Azure Data Lake Gen1 vs Gen2 vs Blob Storage
Blob Storage (Flat)
Azure Blob Storage is the original, low-cost object store. It provides Hot, Cool, and Archive tiers, full redundancy options (LRS, ZRS, GRS, GZRS, etc.), and block, append, and page blob optimizations. Security is handled at the account or container level through Azure RBAC roles, shared keys, or SAS tokens — there are no file-level ACLs because the service uses a flat namespace. It’s ideal for backups, media, static web assets, and archives but is not a true Hadoop-style data lake out of the box.
Data Lake Storage Gen1
ADLS Gen1 was introduced specifically for big data analytics. It’s a dedicated file system service with a hierarchical namespace plus POSIX-style Access Control Lists (ACLs), allowing granular read/write/execute permissions. However, it lacks support for storage tiers, block/append/page blob types, and only supports regional replication. Microsoft has frozen new Gen1 accounts and announced end of support on 29 Feb 2027, making it a legacy service.

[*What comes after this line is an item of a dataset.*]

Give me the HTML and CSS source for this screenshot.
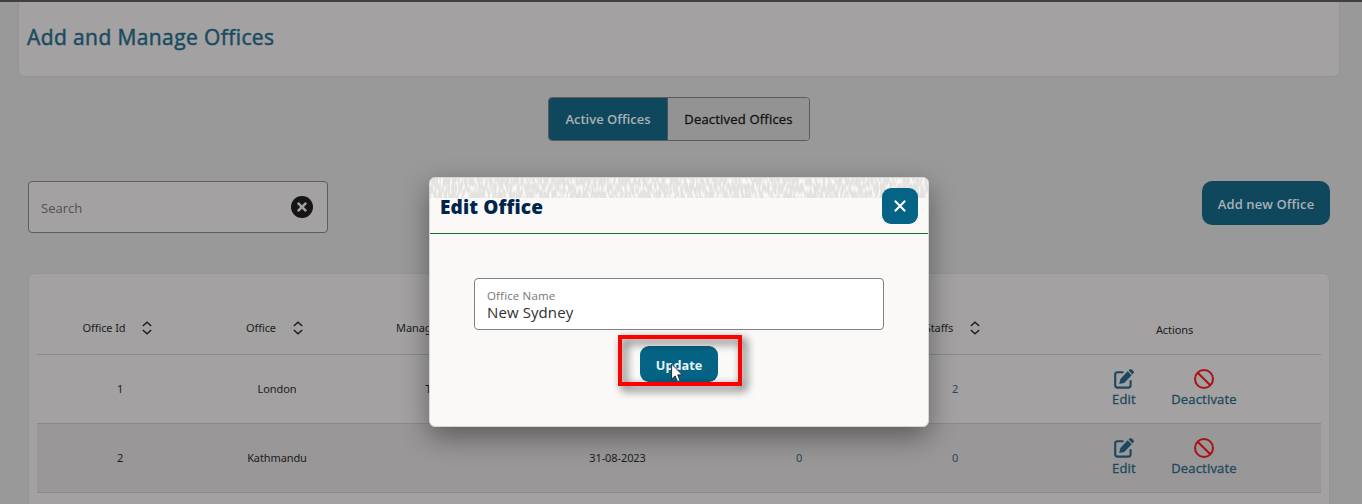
FILE: index.html
```html
<!DOCTYPE html>
<html lang="en">
<head>
<meta charset="utf-8">
<title>Add and Manage Offices</title>
<link rel="stylesheet" href="styles.css">
</head>
<body>
<svg class="defs" aria-hidden="true">
  <symbol id="sort" viewBox="0 0 10 14"><path d="M.8 5 5 1.2 9.2 5M.8 9 5 12.8 9.2 9" fill="none" stroke="currentColor" stroke-width="1.4"/></symbol>
  <symbol id="edit" viewBox="0 0 20 20"><path d="M9.5 3.2H3.6Q1.2 3.2 1.2 5.6v10.6q0 2.4 2.4 2.4h10.6q2.4 0 2.4-2.4v-5" fill="none" stroke="currentColor" stroke-width="2.1"/><path d="M13.7 2.3l4 4-7.5 7.6-5 1.2 1.2-5.1zM14.6 1.5l.8-.8q1.2-1.2 2.6 0l1.3 1.3q1.2 1.2 0 2.6l-.8.8z" fill="currentColor"/></symbol>
  <symbol id="ban" viewBox="0 0 20 20"><circle cx="10" cy="10" r="9" fill="none" stroke="currentColor" stroke-width="2"/><path d="M3.7 3.7 16.3 16.3" stroke="currentColor" stroke-width="2"/></symbol>
</svg>
<main class="page">
  <header class="page-header"><h1 class="page-title">Add and Manage Offices</h1></header>
  <div class="tabs">
    <button class="tab tab-active"><span>Active Offices</span></button>
    <button class="tab"><span>Deactived Offices</span></button>
  </div>
  <div class="toolbar">
    <div class="search"><span class="search-label">Search</span>
      <svg class="clear" viewBox="0 0 22 22"><circle cx="11" cy="11" r="11" fill="#151515"/><path d="M6.8 6.8l8.4 8.4M15.2 6.8l-8.4 8.4" stroke="#a3a1a1" stroke-width="2.6"/></svg>
    </div>
    <button class="add"><span>Add new Office</span></button>
  </div>
  <section class="table-card">
    <div class="row head">
      <div class="cell"><span>Office Id</span><svg class="sort"><use href="#sort"/></svg></div>
      <div class="cell"><span>Office</span><svg class="sort"><use href="#sort"/></svg></div>
      <div class="cell"><span>Manager</span><svg class="sort"><use href="#sort"/></svg></div>
      <div class="cell"></div>
      <div class="cell"></div>
      <div class="cell"><span>Staffs</span><svg class="sort"><use href="#sort"/></svg></div>
      <div class="cell head-actions"><span>Actions</span></div>
    </div>
    <div class="row">
      <div class="cell">1</div><div class="cell">London</div><div class="cell">Tim</div><div class="cell"></div><div class="cell"></div><div class="cell count">2</div>
      <div class="cell actions"><a class="action edit"><svg><use href="#edit"/></svg><span>Edit</span></a><a class="action deactivate"><svg><use href="#ban"/></svg><span>Deactivate</span></a></div>
    </div>
    <div class="row striped">
      <div class="cell">2</div><div class="cell">Kathmandu</div><div class="cell"></div><div class="cell date">31-08-2023</div><div class="cell count">0</div><div class="cell count">0</div>
      <div class="cell actions"><a class="action edit"><svg><use href="#edit"/></svg><span>Edit</span></a><a class="action deactivate"><svg><use href="#ban"/></svg><span>Deactivate</span></a></div>
    </div>
  </section>
</main>
<div class="modal" role="dialog">
  <svg class="texture" aria-hidden="true"><filter id="grain" x="0" y="0" width="100%" height="100%" color-interpolation-filters="sRGB"><feTurbulence type="fractalNoise" baseFrequency=".45 .14" numOctaves="1" seed="7"/><feColorMatrix values="0 0 0 0 .89  0 0 0 0 .885  0 0 0 0 .88  4 0 0 0 -1.2"/></filter><rect width="100%" height="100%" filter="url(#grain)"/></svg>
  <div class="modal-head"><h2 class="modal-title">Edit Office</h2>
    <button class="close"><svg viewBox="0 0 12 12"><path d="M.8.8l10.4 10.4M11.2.8.8 11.2" stroke="#fff" stroke-width="2"/></svg></button>
  </div>
  <div class="modal-body">
    <label class="field"><span class="field-label">Office Name</span><span class="field-value">New Sydney</span></label>
    <div class="update-wrap"><button class="update"><span>Update</span></button>
      <div class="highlight"></div>
      <svg class="cursor" viewBox="0 0 12 20"><path d="M.6 1v15.2l3.5-3.3 2.5 5.8 2.6-1.1-2.5-5.7h4.7z" fill="#fff" stroke="#222b3c" stroke-width="1"/></svg>
    </div>
  </div>
</div>
</body>
</html>
```
FILE: styles.css
```css
* { box-sizing: border-box; }
body { margin: 0; height: 504px; overflow: hidden; position: relative; background: #999; color: #1c1c1e; font-family: "Noto Sans", "Open Sans", sans-serif; font-size: 11px; letter-spacing: -.1px; }
button { font: inherit; margin: 0; padding: 0; border: 0; display: flex; align-items: center; justify-content: center; }
h1, h2 { margin: 0; }
span { white-space: nowrap; }
.defs { display: none; }
.page { height: 504px; overflow: hidden; border-top: 2px solid #403f43; display: flex; flex-direction: column; }
.page-header { height: 75px; flex: none; margin: 0 22px 0 18px; padding: 20px 8px 0; background: #a3a1a1; border: 1px solid #959494; border-top: 0; border-radius: 0 0 6px 6px; }
.page-title { font-family: "Open Sans", sans-serif; font-size: 21px; line-height: 30px; font-weight: 400; letter-spacing: .4px; color: #1a4b60; -webkit-text-stroke: .5px #1a4b60; }
.tabs { display: flex; width: 262px; height: 44px; flex: none; margin: 20px 0 0 548px; border: 1px solid #5b5b5b; border-radius: 4px; overflow: hidden; }
.tab { flex: 1; background: #939393; color: #111; font-family: "Open Sans", sans-serif; font-size: 13px; letter-spacing: .2px; -webkit-text-stroke: .3px #111; }
.tab-active { flex: 0 0 119px; background: #0f485d; color: #a9b1b5; font-weight: 600; letter-spacing: 0; -webkit-text-stroke: 0; border-right: 1px solid #3f5660; }
.toolbar { display: flex; justify-content: space-between; height: 52px; flex: none; margin: 40px 32px 0 28px; }
.search { width: 300px; display: flex; align-items: center; justify-content: space-between; padding: 0 14px 0 12px; border: 1px solid #5e5d5d; border-radius: 4px; background: #a3a1a1; color: #515151; font-family: "Open Sans", sans-serif; font-size: 13px; letter-spacing: 0; }
.search-label { padding-top: 2px; }
.clear { width: 22px; height: 22px; }
.add { width: 128px; height: 44px; padding-top: 2px; border-radius: 10px; background: #0f485d; color: #a9b1b5; font-family: "Open Sans", sans-serif; font-size: 13px; font-weight: 600; letter-spacing: .1px; }
.table-card { flex: 1 0 240px; margin: 40px 32px 0 28px; padding: 28px 8px 0; border: 1px solid #959494; border-bottom: 0; border-radius: 6px 6px 0 0; background: #a3a1a1; }
.row { display: grid; grid-template-columns: 166px 148px 168px 197px 166px 146px 1fr; height: 69px; border-bottom: 1px solid #8b8a8a; }
.head { height: 53px; }
.striped { background: #999797; }
.cell { display: flex; align-items: center; justify-content: center; padding-bottom: 1px; }
.head .cell { gap: 17px; padding-right: 5px; padding-bottom: 0; }
.head .cell span { position: relative; top: -1px; }
.head .head-actions { padding: 4px 0 0; }
.sort { width: 10px; height: 14px; }
.count { color: #28485a; }
.actions { justify-content: flex-start; padding-left: 84px; gap: 35px; color: #1b485c; font-family: "Open Sans", sans-serif; font-size: 13px; letter-spacing: .2px; -webkit-text-stroke: .3px #1b485c; }
.action { display: flex; flex-direction: column; align-items: center; gap: 1px; }
.edit { width: 24px; }
.deactivate { width: 66px; }
.action svg { width: 20px; height: 20px; }
.action span { line-height: 18px; }
.deactivate svg { color: #a81214; }
.modal { position: absolute; left: 429px; top: 177px; width: 500px; height: 250px; border: 1px solid #d6d5d4; border-radius: 6px; background: #faf9f8; box-shadow: 0 10px 28px rgba(0,0,0,.4); }
.texture { position: absolute; left: 0; top: 0; width: 498px; height: 20px; border-radius: 5px 5px 0 0; }
.modal-head { position: relative; display: flex; align-items: center; justify-content: space-between; height: 56px; padding: 0 10px; border-bottom: 1px solid #16761c; }
.modal-title { font-family: "Open Sans", sans-serif; font-size: 19px; line-height: 28px; font-weight: 800; letter-spacing: .15px; color: #00254d; padding-top: 2px; }
.close { width: 36px; height: 36px; border-radius: 9px; background: #056485; }
.close svg { width: 12px; height: 12px; }
.modal-body { display: flex; flex-direction: column; align-items: center; padding-top: 44px; }
.field { display: flex; flex-direction: column; width: 410px; height: 52px; padding: 9px 12px; border: 1px solid #818181; border-radius: 4px; background: #fff; font-family: "Open Sans", sans-serif; }
.field-label { font-size: 11.5px; line-height: 16px; letter-spacing: .15px; color: #777; }
.field-value { font-size: 15px; line-height: 17px; letter-spacing: .1px; color: #303030; }
.update-wrap { position: relative; margin-top: 16px; }
.update { width: 78px; height: 36px; padding-top: 2px; border-radius: 9px; background: #056485; color: #e8f5fa; font-family: "Open Sans", sans-serif; font-size: 12.7px; font-weight: 700; letter-spacing: 0; }
.highlight { position: absolute; left: -22px; top: -11px; width: 124px; height: 51px; border: 4px solid #f00; filter: drop-shadow(4px 4px 5px rgba(0,0,0,.75)); }
.cursor { position: absolute; left: 31px; top: 17px; width: 12px; height: 20px; }
```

Data Lake Storage Gen2 (Blob + HNS)
ADLS Gen2 merges features of Blob Storage and Gen1. It retains Blob Storage’s cost-effective tiers, lifecycle rules, and redundancy options, while adding hierarchical namespace (HNS) and POSIX ACLs. Azure RBAC manages access at the account/container level, and fine-grained ACLs control file-level permissions. Gen2 enables both object storage and a fully featured, ACL-secured data lake within one service.
Container vs Blob
Container
A container in Azure Blob Storage is a logical grouping and organization of one or more blobs. Containers can be called as directories or folders. Each Azure Storage account can contain an unlimited number of containers, and each container can store an unlimited number of blobs. Container names must be unique within an Azure Storage account.
Blob
A blob is the basic unit of data or actual data entity in Azure Blob Storage. It is a file of any type and size, ranging from a few bytes to terabytes. Blobs are stored inside containers, and each blob has a unique name within its container.